WHAT IS ASKED: Please list all lines of the material below in which the string "this" occurs.

--------------------

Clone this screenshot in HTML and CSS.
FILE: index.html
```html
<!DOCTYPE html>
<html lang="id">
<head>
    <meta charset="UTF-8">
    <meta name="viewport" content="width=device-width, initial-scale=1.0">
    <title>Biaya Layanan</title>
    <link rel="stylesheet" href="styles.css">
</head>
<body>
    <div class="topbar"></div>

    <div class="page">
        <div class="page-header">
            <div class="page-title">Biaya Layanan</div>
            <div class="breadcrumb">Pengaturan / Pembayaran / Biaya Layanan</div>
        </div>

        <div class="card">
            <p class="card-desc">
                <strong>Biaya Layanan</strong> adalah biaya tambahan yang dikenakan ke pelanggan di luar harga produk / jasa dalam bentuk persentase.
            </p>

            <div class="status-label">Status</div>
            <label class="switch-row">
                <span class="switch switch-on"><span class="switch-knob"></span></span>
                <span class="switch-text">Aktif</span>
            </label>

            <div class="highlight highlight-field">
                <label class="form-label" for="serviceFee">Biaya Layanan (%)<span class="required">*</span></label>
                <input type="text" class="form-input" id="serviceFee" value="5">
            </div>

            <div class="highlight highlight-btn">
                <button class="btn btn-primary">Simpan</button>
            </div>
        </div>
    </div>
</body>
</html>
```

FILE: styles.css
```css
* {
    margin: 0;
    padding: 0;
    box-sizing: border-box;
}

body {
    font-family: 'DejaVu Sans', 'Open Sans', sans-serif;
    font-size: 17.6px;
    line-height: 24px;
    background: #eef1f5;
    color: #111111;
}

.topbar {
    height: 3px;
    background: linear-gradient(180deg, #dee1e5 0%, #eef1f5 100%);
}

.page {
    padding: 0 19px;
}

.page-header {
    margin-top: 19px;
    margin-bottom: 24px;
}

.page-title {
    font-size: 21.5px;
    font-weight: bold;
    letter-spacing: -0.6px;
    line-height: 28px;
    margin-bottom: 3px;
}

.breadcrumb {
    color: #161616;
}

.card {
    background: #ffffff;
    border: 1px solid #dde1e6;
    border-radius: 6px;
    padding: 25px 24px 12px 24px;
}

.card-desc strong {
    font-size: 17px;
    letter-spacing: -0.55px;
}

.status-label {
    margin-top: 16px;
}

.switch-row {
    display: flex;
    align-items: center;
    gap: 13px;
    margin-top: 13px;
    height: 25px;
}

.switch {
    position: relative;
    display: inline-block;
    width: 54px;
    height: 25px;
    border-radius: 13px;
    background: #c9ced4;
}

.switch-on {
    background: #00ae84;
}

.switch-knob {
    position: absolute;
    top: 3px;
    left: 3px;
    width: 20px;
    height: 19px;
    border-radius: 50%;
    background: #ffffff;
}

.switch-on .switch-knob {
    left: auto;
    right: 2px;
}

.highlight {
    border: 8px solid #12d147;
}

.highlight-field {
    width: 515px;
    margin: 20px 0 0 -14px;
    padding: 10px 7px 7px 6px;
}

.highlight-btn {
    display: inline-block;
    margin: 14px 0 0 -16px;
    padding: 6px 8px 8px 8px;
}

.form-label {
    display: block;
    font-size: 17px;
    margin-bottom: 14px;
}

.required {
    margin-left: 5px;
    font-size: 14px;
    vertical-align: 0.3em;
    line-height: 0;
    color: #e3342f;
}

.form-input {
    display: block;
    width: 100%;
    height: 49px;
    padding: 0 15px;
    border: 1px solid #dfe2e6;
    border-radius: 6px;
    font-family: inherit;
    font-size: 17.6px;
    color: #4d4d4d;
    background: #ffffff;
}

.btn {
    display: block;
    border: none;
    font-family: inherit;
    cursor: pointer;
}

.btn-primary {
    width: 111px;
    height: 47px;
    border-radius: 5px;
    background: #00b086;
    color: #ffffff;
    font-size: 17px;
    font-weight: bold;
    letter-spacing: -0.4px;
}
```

--------------------

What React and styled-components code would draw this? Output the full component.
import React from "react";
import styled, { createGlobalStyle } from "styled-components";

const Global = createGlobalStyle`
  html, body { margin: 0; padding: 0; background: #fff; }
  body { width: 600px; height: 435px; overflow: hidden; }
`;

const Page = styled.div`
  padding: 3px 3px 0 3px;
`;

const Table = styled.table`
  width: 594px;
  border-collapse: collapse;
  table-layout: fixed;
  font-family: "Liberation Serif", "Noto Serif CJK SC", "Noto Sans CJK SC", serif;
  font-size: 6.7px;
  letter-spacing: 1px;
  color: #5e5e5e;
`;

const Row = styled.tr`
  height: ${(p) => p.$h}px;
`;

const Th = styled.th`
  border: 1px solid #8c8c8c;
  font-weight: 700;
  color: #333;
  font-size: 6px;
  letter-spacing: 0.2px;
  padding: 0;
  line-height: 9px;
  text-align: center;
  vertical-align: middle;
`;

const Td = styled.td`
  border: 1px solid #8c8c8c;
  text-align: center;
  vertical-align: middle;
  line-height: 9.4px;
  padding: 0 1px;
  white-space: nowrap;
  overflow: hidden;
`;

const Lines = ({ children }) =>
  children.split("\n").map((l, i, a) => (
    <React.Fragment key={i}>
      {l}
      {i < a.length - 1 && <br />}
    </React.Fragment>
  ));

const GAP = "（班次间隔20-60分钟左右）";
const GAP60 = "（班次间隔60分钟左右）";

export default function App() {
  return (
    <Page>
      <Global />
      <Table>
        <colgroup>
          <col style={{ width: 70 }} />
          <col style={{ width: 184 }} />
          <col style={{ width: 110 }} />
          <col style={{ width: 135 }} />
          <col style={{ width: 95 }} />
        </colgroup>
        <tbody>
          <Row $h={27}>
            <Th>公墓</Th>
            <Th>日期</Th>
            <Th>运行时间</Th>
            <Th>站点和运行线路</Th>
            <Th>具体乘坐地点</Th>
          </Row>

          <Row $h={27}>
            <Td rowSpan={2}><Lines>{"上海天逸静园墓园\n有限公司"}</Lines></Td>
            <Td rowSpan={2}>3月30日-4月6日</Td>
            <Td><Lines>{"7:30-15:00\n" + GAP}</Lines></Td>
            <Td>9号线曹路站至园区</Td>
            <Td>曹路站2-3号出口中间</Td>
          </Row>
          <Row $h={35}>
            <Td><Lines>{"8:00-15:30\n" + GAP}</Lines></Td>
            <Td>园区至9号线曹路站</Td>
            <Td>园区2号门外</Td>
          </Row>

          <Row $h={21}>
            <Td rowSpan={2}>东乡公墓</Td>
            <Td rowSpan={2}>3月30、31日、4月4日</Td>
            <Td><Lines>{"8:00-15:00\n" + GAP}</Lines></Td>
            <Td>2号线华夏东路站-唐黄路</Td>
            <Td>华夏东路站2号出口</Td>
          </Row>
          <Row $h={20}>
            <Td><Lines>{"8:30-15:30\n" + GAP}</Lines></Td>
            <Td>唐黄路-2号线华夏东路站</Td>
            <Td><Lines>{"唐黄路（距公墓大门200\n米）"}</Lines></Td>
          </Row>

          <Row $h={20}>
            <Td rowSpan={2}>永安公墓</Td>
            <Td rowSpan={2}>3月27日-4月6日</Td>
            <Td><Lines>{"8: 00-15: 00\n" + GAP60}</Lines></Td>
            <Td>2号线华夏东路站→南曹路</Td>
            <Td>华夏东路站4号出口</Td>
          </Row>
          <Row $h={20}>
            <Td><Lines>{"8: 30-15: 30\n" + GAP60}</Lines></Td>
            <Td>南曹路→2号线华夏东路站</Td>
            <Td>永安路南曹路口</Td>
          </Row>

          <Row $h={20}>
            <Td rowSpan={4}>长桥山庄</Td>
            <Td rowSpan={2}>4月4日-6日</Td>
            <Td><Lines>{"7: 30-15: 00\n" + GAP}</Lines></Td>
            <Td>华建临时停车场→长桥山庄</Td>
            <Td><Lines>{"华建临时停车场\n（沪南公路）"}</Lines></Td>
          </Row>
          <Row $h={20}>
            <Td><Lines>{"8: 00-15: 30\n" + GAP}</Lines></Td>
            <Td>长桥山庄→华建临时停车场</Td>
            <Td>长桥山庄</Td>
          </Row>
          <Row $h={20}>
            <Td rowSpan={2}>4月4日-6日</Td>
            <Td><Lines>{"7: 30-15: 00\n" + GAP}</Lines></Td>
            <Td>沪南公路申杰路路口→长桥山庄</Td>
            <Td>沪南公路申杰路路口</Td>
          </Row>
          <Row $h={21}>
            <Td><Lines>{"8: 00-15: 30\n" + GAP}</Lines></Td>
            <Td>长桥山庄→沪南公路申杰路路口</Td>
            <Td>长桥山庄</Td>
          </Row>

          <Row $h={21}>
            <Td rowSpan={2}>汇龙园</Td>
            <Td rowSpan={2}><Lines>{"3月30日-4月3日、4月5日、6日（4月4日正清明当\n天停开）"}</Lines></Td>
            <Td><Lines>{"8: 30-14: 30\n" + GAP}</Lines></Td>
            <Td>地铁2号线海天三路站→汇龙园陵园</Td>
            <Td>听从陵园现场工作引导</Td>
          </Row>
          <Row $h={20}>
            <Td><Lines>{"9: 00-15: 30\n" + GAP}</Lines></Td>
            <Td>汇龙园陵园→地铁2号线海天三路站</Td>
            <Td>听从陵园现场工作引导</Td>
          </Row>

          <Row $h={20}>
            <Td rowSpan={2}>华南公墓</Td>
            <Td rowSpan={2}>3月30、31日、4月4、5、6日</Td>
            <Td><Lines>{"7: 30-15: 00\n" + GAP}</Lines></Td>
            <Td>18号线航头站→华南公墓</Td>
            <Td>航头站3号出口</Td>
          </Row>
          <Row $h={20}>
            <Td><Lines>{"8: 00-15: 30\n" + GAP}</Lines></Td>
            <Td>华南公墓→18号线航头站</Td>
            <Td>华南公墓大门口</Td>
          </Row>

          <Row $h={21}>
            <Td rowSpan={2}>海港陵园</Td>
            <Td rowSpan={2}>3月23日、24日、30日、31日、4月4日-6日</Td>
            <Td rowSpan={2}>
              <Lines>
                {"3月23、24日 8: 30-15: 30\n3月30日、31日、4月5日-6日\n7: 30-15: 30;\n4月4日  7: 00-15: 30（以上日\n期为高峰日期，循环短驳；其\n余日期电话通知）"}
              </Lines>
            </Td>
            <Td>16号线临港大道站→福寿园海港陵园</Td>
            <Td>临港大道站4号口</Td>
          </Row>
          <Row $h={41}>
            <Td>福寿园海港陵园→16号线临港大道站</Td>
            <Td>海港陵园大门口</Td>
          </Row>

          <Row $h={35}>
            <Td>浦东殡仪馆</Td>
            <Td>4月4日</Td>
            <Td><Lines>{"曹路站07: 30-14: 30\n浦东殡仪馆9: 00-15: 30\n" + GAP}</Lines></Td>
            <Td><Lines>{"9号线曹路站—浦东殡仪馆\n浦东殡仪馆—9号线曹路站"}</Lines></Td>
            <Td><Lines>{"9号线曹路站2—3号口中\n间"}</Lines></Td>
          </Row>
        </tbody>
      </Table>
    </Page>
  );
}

--------------------

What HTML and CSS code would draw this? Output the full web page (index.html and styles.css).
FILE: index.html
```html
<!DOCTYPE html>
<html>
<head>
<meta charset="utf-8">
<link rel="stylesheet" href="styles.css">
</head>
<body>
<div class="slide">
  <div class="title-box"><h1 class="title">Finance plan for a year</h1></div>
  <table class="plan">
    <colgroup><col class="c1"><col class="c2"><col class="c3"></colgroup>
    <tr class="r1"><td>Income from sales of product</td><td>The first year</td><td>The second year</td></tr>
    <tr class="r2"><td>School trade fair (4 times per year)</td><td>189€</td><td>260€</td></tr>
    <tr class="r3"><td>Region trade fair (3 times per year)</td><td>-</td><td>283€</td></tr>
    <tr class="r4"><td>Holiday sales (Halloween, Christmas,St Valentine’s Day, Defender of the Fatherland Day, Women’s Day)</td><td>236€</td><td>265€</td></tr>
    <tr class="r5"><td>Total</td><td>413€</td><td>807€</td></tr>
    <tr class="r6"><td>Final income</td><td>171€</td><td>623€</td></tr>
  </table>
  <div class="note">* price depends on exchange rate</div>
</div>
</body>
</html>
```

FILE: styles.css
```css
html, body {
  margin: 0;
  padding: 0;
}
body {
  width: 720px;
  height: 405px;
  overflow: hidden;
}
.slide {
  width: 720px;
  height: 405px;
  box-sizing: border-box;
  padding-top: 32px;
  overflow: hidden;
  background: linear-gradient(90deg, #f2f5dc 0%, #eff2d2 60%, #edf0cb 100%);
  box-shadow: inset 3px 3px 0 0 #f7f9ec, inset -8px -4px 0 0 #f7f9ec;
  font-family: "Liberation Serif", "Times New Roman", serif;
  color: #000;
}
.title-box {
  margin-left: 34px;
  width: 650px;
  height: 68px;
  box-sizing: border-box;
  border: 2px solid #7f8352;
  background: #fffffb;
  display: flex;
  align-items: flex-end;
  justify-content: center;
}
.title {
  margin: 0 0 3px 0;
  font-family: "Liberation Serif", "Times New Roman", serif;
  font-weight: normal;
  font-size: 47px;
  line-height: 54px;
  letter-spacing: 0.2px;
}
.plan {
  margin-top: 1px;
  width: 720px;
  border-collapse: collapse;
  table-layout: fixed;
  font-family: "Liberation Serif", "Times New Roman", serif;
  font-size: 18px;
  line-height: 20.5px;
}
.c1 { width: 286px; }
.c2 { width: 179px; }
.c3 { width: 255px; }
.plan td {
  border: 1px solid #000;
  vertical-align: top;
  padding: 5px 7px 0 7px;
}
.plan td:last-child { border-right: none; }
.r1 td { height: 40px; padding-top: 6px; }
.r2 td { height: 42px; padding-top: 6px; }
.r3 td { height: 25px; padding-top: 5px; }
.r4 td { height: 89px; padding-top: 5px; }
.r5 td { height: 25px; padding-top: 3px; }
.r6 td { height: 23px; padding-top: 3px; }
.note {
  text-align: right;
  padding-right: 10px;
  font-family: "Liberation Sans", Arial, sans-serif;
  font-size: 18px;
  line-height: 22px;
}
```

--------------------

THE SOLUTION:
Clone this screenshot in HTML and CSS.
What React and styled-components code would draw this? Output the full component.
What HTML and CSS code would draw this? Output the full web page (index.html and styles.css).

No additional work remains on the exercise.